5.12: Gravitational Potential of any Massive Body
( \newcommand{\kernel}{\mathrm{null}\,}\)
You might just want to look at Chapter 2 of Classical Mechanics (Moments of Inertia) before proceeding further with this chapter.
In figure \text{VIII.26} I draw a massive body whose centre of mass is \text{C}, and an external point \text{P} at a distance R from \text{C}. I draw a set of \text{C}xyz axes, such that \text{P} is on the z-axis, the coordinates of \text{P} being (0, 0, z). I indicate an element δm of mass, distant r from \text{C} and l from \text{P}. I’ll suppose that the density at δm is ρ and the volume of the mass element is δτ, so that δm = ρδτ.
\text{FIGURE V.26}
The potential at \text{P} is
ψ = -G \int \frac{dm}{l} = -G \int \frac{ρdτ}{l}. \label{5.12.1} \tag{5.12.1}
But l^2 = R^2 + r^2 - 2Rr \cos 2 θ,
so ψ = -G \left[ \frac{1}{R} \int ρ dτ + \frac{1}{R^2} \int ρ r \cos θ d τ + \frac{1}{R^3} \int ρ r^2 P_2 (\cos θ) dτ + \frac{1}{R^4} \int ρ r^3 P_3 (\cos θ) d τ ... \right]. \label{5.12.2} \tag{5.12.2}
The integral is to be taken over the entire body, so that ∫ ρdτ = M, where M is the mass of the body. Also ∫ ρr \cos θd τ = \int z dm, which is zero, since \text{C} is the centre of mass. The third term is
\frac{1}{2R^3} \int ρ r^2 (3 \cos^2 θ - 1) dτ = \frac{1}{2R^3} \int ρ r^2 (2-3\sin^2 θ ) dτ . \label{5.12.3} \tag{5.12.3}
Now
\int 2 ρ r^2 d τ = \int 2r^2 d m = \int \left[ (y^2 + z^2) + (z^2 + x^2) + (x^2 + y^2) \right] dm = A + B + C
where A, B and C are the second moments of inertia with respect to the axes \text{C}x, \text{C}y, \text{C}z respectively.
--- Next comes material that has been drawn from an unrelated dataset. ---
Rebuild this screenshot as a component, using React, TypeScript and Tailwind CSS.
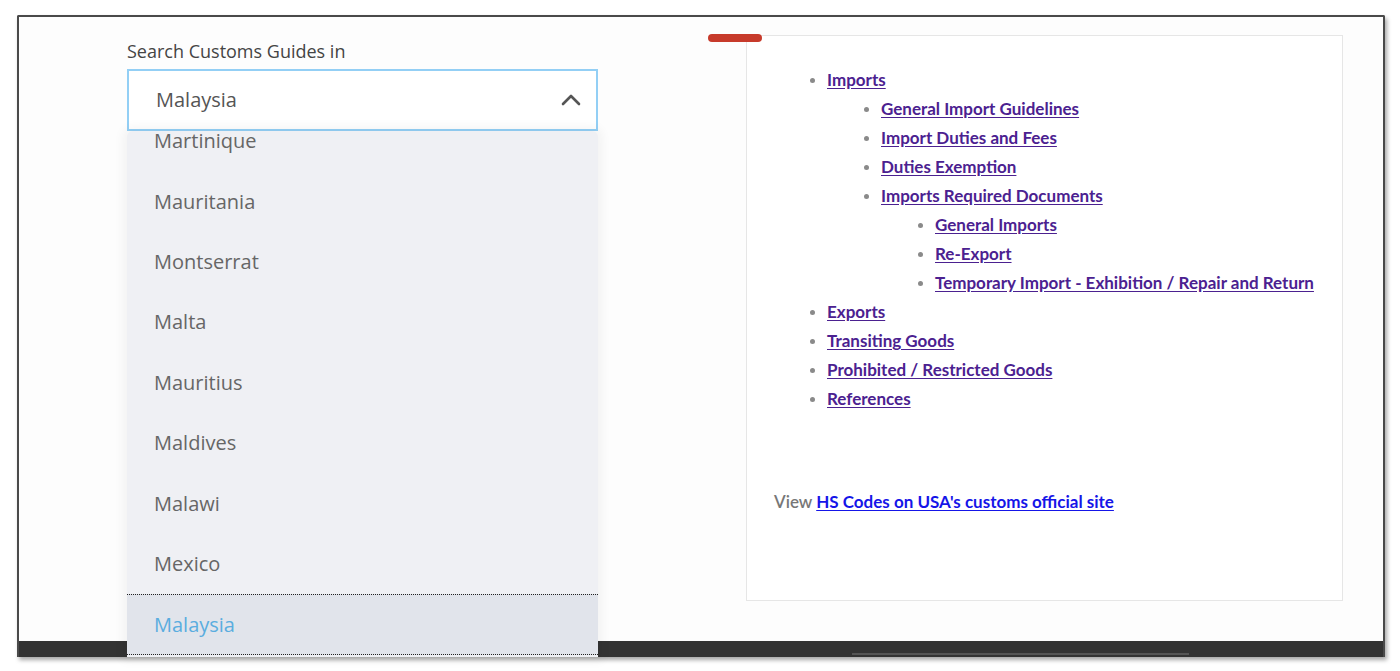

But A + B + C is invariant with respect to rotation of axes, so it is also equal to A_0 + B_0 + C_0, where A_0, \ B_0, \ C_0 are the principal moments of inertia.
Lastly, \int ρ r^2 \sin^2 θ dτ is equal to C, the moment of inertia with respect to the axis \text{C}z.
Thus, if R is sufficiently larger than r so that we can neglect terms of order (r/R)^3 and higher, we obtain
ψ = - \frac{GM (2MR^2 + A_0 + B_0 + C_0 -3C)}{2R^3}. \label{5.12.4} \tag{5.12.4}
In the special case of an oblate symmetric top, in which A_0 = B_0 < C_0, and the line \text{CP} makes an angle γ with the principal axis, we have
C = A_0 + (C_0 - A_0) \cos^2 γ = A_0 + (C_0 - A_0) Z^2/R^2, \label{5.12.5} \tag{5.12.5}
so that ψ = -\frac{G}{R} \left[ M + \frac{C_0 - A_0}{2R^2} \left( 1 - \frac{3Z^2}{R^2} \right) \right]. \label{5.12.6} \tag{5.12.6}
Now consider a uniform oblate spheroid of polar and equatorial diameters 2c and 2a respectively. It is easy to show that
C_0 = \frac{2}{5} Ma^2. \label{5.12.7} \tag{5.12.7}
Confirm Equation \ref{5.12.7}.
It is slightly less easy to show (Exercise: Show it.) that
A_0 = \frac{1}{5} M \left( a^2 + c^2 \right) . \label{5.12.8} \tag{5.12.8}
For a symmetric top, the integrals of the odd polynomials of Equation \ref{5.12.2} are zero, and the potential is generally written in the form
ψ = - \frac{GM}{R} \left[ 1 + \left( \frac{a}{R} \right)^2 J_2 P_2 (\cos γ) + \left( \frac{a}{R} \right) J_4 P_4 (\cos γ) ... \right] \label{5.12.9} \tag{5.12.9}
Here γ is the angle between \text{CP} and the principal axis. For a uniform oblate spheroid, J_2 = \frac{C_0 - A_0}{Mc^2}. This result will be useful in a later chapter when we discuss precession.